Stated exercise - Quote exactly, and only, the lines from the one with "Output the component" down to the one with "const cols = '170px", both included.

Material provided -
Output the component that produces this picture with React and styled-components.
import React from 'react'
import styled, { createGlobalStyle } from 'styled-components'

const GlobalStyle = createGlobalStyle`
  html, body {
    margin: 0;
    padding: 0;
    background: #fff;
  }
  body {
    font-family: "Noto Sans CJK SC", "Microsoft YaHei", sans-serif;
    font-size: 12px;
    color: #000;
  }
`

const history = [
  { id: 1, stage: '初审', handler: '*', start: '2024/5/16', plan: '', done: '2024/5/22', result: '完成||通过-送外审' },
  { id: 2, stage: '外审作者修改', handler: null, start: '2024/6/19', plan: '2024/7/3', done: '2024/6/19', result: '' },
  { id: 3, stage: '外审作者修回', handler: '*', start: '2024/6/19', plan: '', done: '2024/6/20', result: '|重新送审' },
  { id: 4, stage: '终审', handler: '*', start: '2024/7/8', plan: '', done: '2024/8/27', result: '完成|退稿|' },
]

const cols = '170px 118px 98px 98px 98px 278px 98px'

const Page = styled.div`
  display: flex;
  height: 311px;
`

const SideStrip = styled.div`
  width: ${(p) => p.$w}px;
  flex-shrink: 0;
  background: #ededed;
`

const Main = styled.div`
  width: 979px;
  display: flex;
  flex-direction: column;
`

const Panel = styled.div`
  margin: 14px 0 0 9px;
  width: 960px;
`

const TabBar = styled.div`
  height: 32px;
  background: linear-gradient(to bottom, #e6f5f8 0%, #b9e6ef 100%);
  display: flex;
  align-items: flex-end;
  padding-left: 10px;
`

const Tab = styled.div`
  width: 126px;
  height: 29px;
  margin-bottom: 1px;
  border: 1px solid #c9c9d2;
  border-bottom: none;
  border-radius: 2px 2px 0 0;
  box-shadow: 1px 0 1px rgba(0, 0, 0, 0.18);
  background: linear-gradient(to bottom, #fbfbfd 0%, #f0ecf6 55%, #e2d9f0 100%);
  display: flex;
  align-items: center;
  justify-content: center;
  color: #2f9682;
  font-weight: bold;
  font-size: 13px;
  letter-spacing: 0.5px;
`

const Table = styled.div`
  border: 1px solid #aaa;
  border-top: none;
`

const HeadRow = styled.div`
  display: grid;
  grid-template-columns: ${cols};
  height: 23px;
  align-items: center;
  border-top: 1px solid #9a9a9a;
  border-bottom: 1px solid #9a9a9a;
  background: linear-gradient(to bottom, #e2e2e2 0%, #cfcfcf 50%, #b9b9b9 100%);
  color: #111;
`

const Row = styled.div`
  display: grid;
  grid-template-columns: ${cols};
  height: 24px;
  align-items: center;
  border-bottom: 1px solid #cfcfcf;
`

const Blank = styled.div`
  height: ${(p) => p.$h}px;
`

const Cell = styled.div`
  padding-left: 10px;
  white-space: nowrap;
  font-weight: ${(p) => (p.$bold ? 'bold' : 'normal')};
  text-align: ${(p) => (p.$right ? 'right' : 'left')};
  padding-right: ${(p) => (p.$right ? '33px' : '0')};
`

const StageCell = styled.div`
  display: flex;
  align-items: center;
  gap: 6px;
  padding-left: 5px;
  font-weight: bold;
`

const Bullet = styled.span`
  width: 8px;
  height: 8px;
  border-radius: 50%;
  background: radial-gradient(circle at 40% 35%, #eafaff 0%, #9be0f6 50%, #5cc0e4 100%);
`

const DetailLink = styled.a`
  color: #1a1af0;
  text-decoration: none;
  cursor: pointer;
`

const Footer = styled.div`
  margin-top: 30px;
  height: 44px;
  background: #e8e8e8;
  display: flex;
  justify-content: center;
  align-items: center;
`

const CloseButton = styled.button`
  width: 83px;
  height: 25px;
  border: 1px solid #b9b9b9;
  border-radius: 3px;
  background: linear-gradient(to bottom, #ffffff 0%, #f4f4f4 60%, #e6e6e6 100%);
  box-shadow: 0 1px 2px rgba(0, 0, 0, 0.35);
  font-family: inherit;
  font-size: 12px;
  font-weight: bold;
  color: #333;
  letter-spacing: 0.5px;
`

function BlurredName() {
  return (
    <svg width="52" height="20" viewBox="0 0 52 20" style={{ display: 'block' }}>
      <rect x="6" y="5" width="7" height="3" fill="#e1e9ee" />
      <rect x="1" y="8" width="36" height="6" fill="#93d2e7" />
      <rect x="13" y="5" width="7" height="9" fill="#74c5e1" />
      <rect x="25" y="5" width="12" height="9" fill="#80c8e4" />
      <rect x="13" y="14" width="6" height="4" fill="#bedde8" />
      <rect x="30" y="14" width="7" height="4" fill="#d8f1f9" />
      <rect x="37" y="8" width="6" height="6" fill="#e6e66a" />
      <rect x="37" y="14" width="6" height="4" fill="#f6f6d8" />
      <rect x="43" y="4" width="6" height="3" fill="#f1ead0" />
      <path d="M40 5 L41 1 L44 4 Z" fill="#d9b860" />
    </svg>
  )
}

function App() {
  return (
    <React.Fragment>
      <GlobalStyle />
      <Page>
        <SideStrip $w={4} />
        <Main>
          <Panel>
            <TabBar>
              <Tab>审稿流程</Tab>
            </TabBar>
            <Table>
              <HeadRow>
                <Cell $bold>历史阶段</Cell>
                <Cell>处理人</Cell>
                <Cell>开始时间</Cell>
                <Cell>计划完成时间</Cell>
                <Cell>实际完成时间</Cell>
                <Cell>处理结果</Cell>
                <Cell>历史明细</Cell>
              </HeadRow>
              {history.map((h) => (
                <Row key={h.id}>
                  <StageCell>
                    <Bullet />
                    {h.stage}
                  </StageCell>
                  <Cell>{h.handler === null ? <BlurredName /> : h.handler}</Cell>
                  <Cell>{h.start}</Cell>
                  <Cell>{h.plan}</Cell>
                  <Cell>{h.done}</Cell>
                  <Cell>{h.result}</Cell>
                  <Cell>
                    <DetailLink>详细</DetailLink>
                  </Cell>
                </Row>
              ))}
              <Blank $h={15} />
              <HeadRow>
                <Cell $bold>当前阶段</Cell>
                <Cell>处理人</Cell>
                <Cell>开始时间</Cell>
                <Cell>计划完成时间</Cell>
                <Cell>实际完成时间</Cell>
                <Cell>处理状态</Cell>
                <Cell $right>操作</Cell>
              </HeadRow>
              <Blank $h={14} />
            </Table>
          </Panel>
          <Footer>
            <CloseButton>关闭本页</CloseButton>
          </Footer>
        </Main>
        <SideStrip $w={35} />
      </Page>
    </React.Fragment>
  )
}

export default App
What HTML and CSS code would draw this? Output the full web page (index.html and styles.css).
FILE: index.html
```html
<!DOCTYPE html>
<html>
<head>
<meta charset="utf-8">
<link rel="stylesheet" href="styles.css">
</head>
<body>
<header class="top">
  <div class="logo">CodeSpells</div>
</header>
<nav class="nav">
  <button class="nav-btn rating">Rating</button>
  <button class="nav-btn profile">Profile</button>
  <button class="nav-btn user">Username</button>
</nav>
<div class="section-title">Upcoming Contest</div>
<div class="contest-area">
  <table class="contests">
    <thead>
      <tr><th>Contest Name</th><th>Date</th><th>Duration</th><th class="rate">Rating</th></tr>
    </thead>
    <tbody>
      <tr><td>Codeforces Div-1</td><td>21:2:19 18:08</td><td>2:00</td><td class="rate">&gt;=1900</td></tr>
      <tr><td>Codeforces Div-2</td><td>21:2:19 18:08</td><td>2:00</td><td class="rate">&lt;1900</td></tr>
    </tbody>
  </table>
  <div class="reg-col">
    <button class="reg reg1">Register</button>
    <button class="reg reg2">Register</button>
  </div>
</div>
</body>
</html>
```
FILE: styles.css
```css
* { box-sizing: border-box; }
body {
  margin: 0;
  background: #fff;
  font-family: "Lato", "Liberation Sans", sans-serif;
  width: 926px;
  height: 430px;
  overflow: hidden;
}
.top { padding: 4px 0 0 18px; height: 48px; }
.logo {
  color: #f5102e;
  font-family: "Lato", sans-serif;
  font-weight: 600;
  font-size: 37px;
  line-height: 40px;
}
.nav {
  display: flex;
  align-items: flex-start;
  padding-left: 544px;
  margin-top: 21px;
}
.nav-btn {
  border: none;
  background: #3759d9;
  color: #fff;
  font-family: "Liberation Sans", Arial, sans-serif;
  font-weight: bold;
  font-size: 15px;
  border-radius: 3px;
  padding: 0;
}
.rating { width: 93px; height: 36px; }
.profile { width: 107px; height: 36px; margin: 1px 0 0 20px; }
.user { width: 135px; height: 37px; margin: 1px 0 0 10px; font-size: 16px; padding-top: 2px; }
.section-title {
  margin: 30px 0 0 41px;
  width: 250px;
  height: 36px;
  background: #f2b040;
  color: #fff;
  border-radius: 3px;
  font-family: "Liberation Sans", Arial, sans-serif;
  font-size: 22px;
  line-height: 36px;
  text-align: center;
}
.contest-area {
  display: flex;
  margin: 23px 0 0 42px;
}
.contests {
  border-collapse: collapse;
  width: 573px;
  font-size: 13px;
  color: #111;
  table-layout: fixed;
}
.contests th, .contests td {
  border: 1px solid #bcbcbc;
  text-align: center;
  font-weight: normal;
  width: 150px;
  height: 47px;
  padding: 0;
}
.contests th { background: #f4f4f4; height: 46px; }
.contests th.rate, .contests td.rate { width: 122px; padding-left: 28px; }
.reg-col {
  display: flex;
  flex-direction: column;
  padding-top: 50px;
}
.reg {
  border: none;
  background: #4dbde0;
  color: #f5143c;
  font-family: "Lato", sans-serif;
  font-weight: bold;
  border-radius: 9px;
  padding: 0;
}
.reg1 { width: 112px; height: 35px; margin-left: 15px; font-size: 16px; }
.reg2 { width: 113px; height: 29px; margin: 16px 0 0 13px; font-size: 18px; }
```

...

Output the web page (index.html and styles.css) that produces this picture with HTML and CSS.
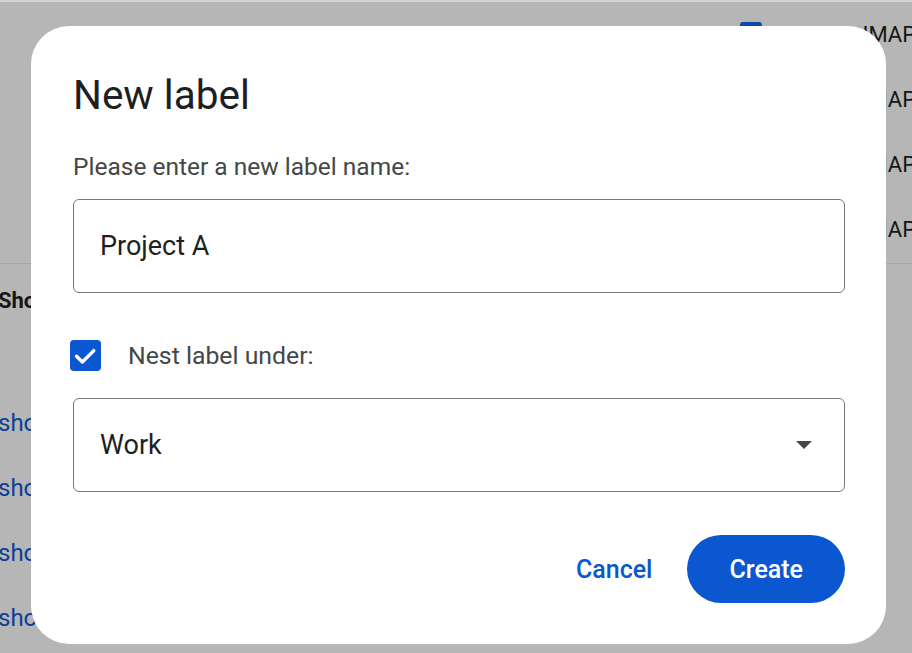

Solved exercise -
Output the component that produces this picture with React and styled-components.
import React from 'react'
import styled, { createGlobalStyle } from 'styled-components'

const GlobalStyle = createGlobalStyle`
  html, body {
    margin: 0;
    padding: 0;
    background: #fff;
  }
  body {
    font-family: "Noto Sans CJK SC", "Microsoft YaHei", sans-serif;
    font-size: 12px;
    color: #000;
  }
`

const history = [
  { id: 1, stage: '初审', handler: '*', start: '2024/5/16', plan: '', done: '2024/5/22', result: '完成||通过-送外审' },
  { id: 2, stage: '外审作者修改', handler: null, start: '2024/6/19', plan: '2024/7/3', done: '2024/6/19', result: '' },
  { id: 3, stage: '外审作者修回', handler: '*', start: '2024/6/19', plan: '', done: '2024/6/20', result: '|重新送审' },
  { id: 4, stage: '终审', handler: '*', start: '2024/7/8', plan: '', done: '2024/8/27', result: '完成|退稿|' },
]

const cols = '170px 118px 98px 98px 98px 278px 98px'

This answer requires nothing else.